▶ What the exercise asks
Seek out every line containing the word "React", and copy each.

- - -

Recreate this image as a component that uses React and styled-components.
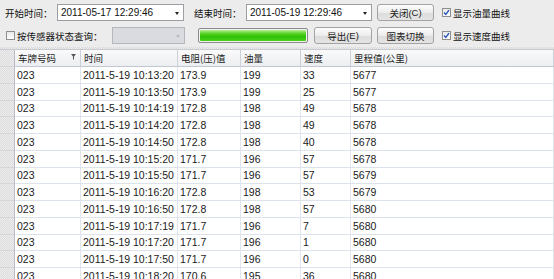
import React from "react";
import styled, { createGlobalStyle } from "styled-components";

const Global = createGlobalStyle`
  html, body { margin: 0; padding: 0; background: #ececec; }
  body { font-family: "Liberation Sans", "Noto Sans CJK SC", sans-serif; }
  * { box-sizing: border-box; }
`;

const Page = styled.div`
  width: 554px;
  height: 279px;
  overflow: hidden;
  background: #ececec;
  display: flex;
  flex-direction: column;
`;

const Toolbar = styled.div`
  height: 47px;
  padding-top: 4px;
  display: flex;
  flex-direction: column;
  gap: 6px;
`;

const ToolRow = styled.div`
  height: 17px;
  display: flex;
  align-items: center;
`;

const Label = styled.span`
  font-family: "Noto Sans CJK SC", sans-serif;
  font-size: 9.5px;
  color: #111;
  width: ${(p) => p.$w}px;
  margin-left: ${(p) => p.$ml || 0}px;
  white-space: nowrap;
`;

const Combo = styled.div`
  width: ${(p) => p.$w}px;
  margin-left: ${(p) => p.$ml || 0}px;
  height: 17px;
  border: 1px solid ${(p) => (p.$disabled ? "#b4b7bd" : "#9c9ea3")};
  background: ${(p) => (p.$disabled ? "#d9dbe1" : "#fff")};
  display: flex;
  align-items: center;
  padding-left: 3px;
  font-size: 10px;
  color: #111;
  position: relative;
`;

const Arrow = styled.span`
  position: absolute;
  right: 4px;
  top: 7px;
  width: 0;
  height: 0;
  border-left: 2.5px solid transparent;
  border-right: 2.5px solid transparent;
  border-top: 3px solid ${(p) => (p.$disabled ? "#b8bbc2" : "#222")};
`;

const Button = styled.div`
  width: ${(p) => p.$w}px;
  margin-left: ${(p) => p.$ml || 0}px;
  height: 17px;
  border: 1px solid #a3a3a3;
  border-radius: 3px;
  background: linear-gradient(#fdfdfd, #ececec 50%, #dcdcdc 51%, #e4e4e4);
  display: flex;
  align-items: center;
  justify-content: center;
  font-family: "Liberation Sans", "Noto Sans CJK SC", sans-serif;
  font-size: 9.5px;
  color: #222;
  u { text-decoration: none; }
`;

const Box = styled.span`
  width: 9px;
  height: 9px;
  margin-left: ${(p) => p.$ml || 0}px;
  margin-right: 2px;
  border: 1px solid #8f8f8f;
  background: linear-gradient(#e9e9e9, #fff);
  display: inline-flex;
  align-items: center;
  justify-content: center;
  flex: none;
`;

const Check = ({ on, ml }) => (
  <Box $ml={ml}>
    {on && (
      <svg width="7" height="7" viewBox="0 0 7 7">
        <path d="M1 3.5 L2.8 5.5 L6 1.2" fill="none" stroke="#2b56b8" strokeWidth="1.4" />
      </svg>
    )}
  </Box>
);

const Progress = styled.div`
  width: 110px;
  margin-left: ${(p) => p.$ml || 0}px;
  height: 15px;
  border: 1px solid #8a8a8a;
  border-radius: 2px;
  padding: 1px;
  background: #f2f2f2;
`;

const ProgressFill = styled.div`
  height: 100%;
  border-radius: 1px;
  background: linear-gradient(#b6ef94, #52d122 35%, #2fc208 60%, #48d11a);
`;

const Band = styled.div`
  height: 3px;
  background: repeating-conic-gradient(#dadada 0 25%, #ececec 0 50%) 0 0 / 2px 2px;
  border-bottom: 1px solid #c7cad0;
`;

const Grid = styled.div`
  display: grid;
  grid-template-columns: 15px 66px 97px 63px 60px 50px 1fr;
  grid-template-rows: 17px;
  grid-auto-rows: 16.75px;
  background: #fff;
  flex: 1;
  overflow: hidden;
  align-content: start;
`;

const HeadCell = styled.div`
  background: linear-gradient(#fafafa, #eceef1);
  border-right: 1px solid #cdd1d8;
  border-bottom: 1px solid #c3c8d0;
  font-family: "Noto Sans CJK SC", sans-serif;
  font-size: 9.5px;
  color: #222;
  display: flex;
  align-items: center;
  padding-left: 3px;
  position: relative;
`;

const Gutter = styled.div`
  background: repeating-conic-gradient(#dcdcdc 0 25%, #ededed 0 50%) 0 0 / 2px 2px;
  border-right: 1px solid #b9bcc2;
  border-bottom: 1px solid #d4d6da;
`;

const Cell = styled.div`
  border-right: 1px solid #e1e6ee;
  border-bottom: 1px solid #dde3ec;
  font-size: 10.5px;
  color: #1a1a1a;
  display: flex;
  align-items: center;
  padding-left: 2px;
  white-space: nowrap;
  overflow: hidden;
`;

const Funnel = styled.svg`
  position: absolute;
  right: 4px;
  top: 4px;
`;

const rows = [
  ["10:13:20", "173.9", "199", "33", "5677"],
  ["10:13:50", "173.9", "199", "25", "5677"],
  ["10:14:19", "172.8", "198", "49", "5678"],
  ["10:14:20", "172.8", "198", "49", "5678"],
  ["10:14:50", "172.8", "198", "40", "5678"],
  ["10:15:20", "171.7", "196", "57", "5678"],
  ["10:15:50", "171.7", "196", "57", "5679"],
  ["10:16:20", "172.8", "198", "53", "5679"],
  ["10:16:50", "172.8", "198", "57", "5680"],
  ["10:17:19", "171.7", "196", "7", "5680"],
  ["10:17:20", "171.7", "196", "1", "5680"],
  ["10:17:50", "171.7", "196", "0", "5680"],
  ["10:18:20", "170.6", "195", "36", "5680"],
];

export default function App() {
  return (
    <Page>
      <Global />
      <Toolbar>
        <ToolRow>
          <Label $w={52} $ml={5}>开始时间：</Label>
          <Combo $w={127}>
            2011-05-17 12:29:46
            <Arrow />
          </Combo>
          <Label $w={52} $ml={10}>结束时间：</Label>
          <Combo $w={126}>
            2011-05-19 12:29:46
            <Arrow />
          </Combo>
          <Button $w={57} $ml={5}>关闭(<u>C</u>)</Button>
          <Check on ml={8} />
          <Label>显示油量曲线</Label>
        </ToolRow>
        <ToolRow>
          <Check ml={6} />
          <Label $w={95}>按传感器状态查询：</Label>
          <Combo $w={73} $disabled>
            <Arrow $disabled />
          </Combo>
          <Progress $ml={13}>
            <ProgressFill />
          </Progress>
          <Button $w={58} $ml={6}>导出(<u>E</u>)</Button>
          <Button $w={57} $ml={5}>图表切换</Button>
          <Check on ml={8} />
          <Label>显示速度曲线</Label>
        </ToolRow>
      </Toolbar>
      <Band />
      <Grid>
        <Gutter />
        <HeadCell>
          车牌号码
          <Funnel width="5" height="6" viewBox="0 0 5 6">
            <path d="M0 0 H5 L3 2.5 V6 L2 5 V2.5 Z" fill="#555" />
          </Funnel>
        </HeadCell>
        <HeadCell>时间</HeadCell>
        <HeadCell>电阻(压)值</HeadCell>
        <HeadCell>油量</HeadCell>
        <HeadCell>速度</HeadCell>
        <HeadCell>里程值(公里)</HeadCell>
        {rows.map((r, i) => (
          <React.Fragment key={i}>
            <Gutter />
            <Cell>023</Cell>
            <Cell>2011-5-19 {r[0]}</Cell>
            <Cell>{r[1]}</Cell>
            <Cell>{r[2]}</Cell>
            <Cell>{r[3]}</Cell>
            <Cell>{r[4]}</Cell>
          </React.Fragment>
        ))}
      </Grid>
    </Page>
  );
}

- - -

▶ Correct answer
Recreate this image as a component that uses React and styled-components.
import React from "react";
          <React.Fragment key={i}>
          </React.Fragment>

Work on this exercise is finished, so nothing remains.